Oh Padre, concédenos la gracia de amarnos los unos a los otros a fin de que, en la unidad del Espíritu, profesemos nuestra fe viviendo en concordia y santa paz, siendo testigos del Evangelio de salvación del único Señor del cielo y de la tierra, Jesucristo, tu Hijo, que vive y reina por los siglos de los siglos.

Viernes
Juan 21,15-19
Apacienta mis corderos, apacienta mis ovejas. La promesa que Jesús hace a Simón Pedro, de constituirlo piedra fundamental de su Iglesia, queda confirmada con el mandato que Cristo le confía después de su resurrección: “Apacienta mis corderos”, “Apacienta mis ovejas” (Jn 21, 15-17).
Las palabras: “Apacienta mis ovejas” manifiestan la intención de Jesús de asegurar el futuro de la Iglesia fundada por Él, bajo la guía de un pastor universal, o sea Pedro, al que dijo que, por su gracia, sería ‘piedra’ y tendría las “llaves del reino de los cielos”, con el poder de “atar y desatar”.
Ciertamente, Cristo, Fundador de la Iglesia, sigue siendo su Fundamento perpetuo e invisible, el Buen Pastor, la Cabeza del Cuerpo que es la Iglesia; pero el Sucesor de Pedro es, con un título totalmente especial, Servidor de Cristo para la edificación de la Iglesia, al asumir sus funciones de Jefe en el plano de la visibilidad.

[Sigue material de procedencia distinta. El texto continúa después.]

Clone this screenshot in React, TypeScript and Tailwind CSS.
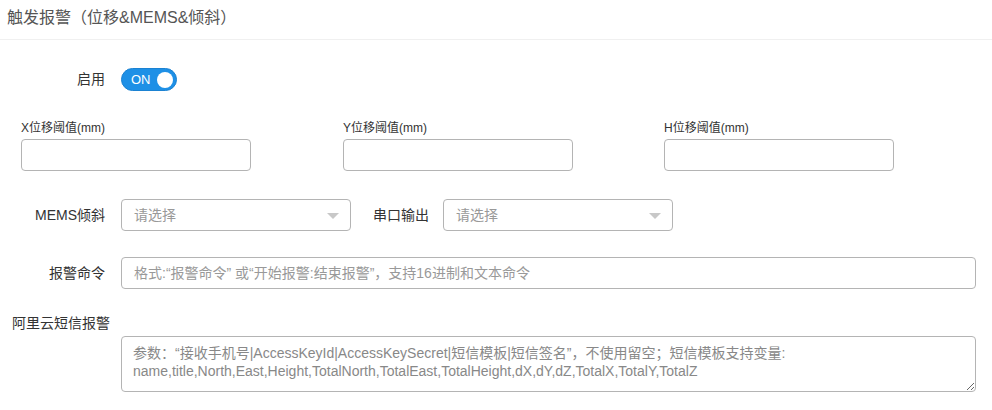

Como pastor universal, Pedro debe actuar en el nombre de Cristo y en sintonía con él en toda la amplia área humana en la que Jesús quiso que se predicara su Evangelio y se anunciara la verdad salvífica: el mundo entero. El sucesor de Pedro en la misión de pastor universal es, pues, heredero de un oficio doctrinal, en el que está íntimamente asociado, con Pedro, a la misión de Jesús.
El sucesor de Pedro lleva a cabo su misión fundamentalmente de tres maneras: ante todo con la palabra, con sus escritos y mediante iniciativas autorizadas e institucionales de orden científico y pastoral.

Sábado. San Bernabé apóstol.
Juan 21,20-25
Éste es el discípulo que ha escrito todo esto, y su testimonio es verdadero. Este es el testimonio del discípulo amado de Jesús, el apóstol san Juan, que nos ha dejado en el cuarto evangelio; esto lo escribe al final de él como una conclusión. San Juan se presenta como un testimonio que proclama su experiencia del haber convivido, oído y compartido la vida de Jesús, y que nos ha dejado por escrito: Nosotros lo hemos contemplado y atestiguamos que el Padre envió a su Hijo al mundo para salvar al mundo (1Jn 4,14).
Esto es muy importante para nuestra vida cristiana, porque está en juego el núcleo mismo de la fe: Que Dios nos ha dado vida definitiva, y esta vida está en su Hijo (5,11). San Juan nos invita a aceptar y vivir el contenido de este libro, a tener la experiencia con el resucitado, y traducirlo con nuestra vida de todos los días. Se nos invita, como san Juan y la primera comunidad, por su Testimonio, a “venir a ver”, a caminar por donde elos caminaron y vivieron.
Esta experiencia se identifica con el Testimonio del Espíritu Santo, que da testimonio de lo que Jesús hizo y enseñó. El Espíritu de Jesús nos llevará a dar testimonio de Él, participando en la vida de Jesús; el Espíritu Santo nos hace descubrir el sentido de la vida de Jesús y y de su muerte como Testimonio del amor del Padre, y no sólo como recuerdo histórico, sino como presencia en la misma vida de la comunidad.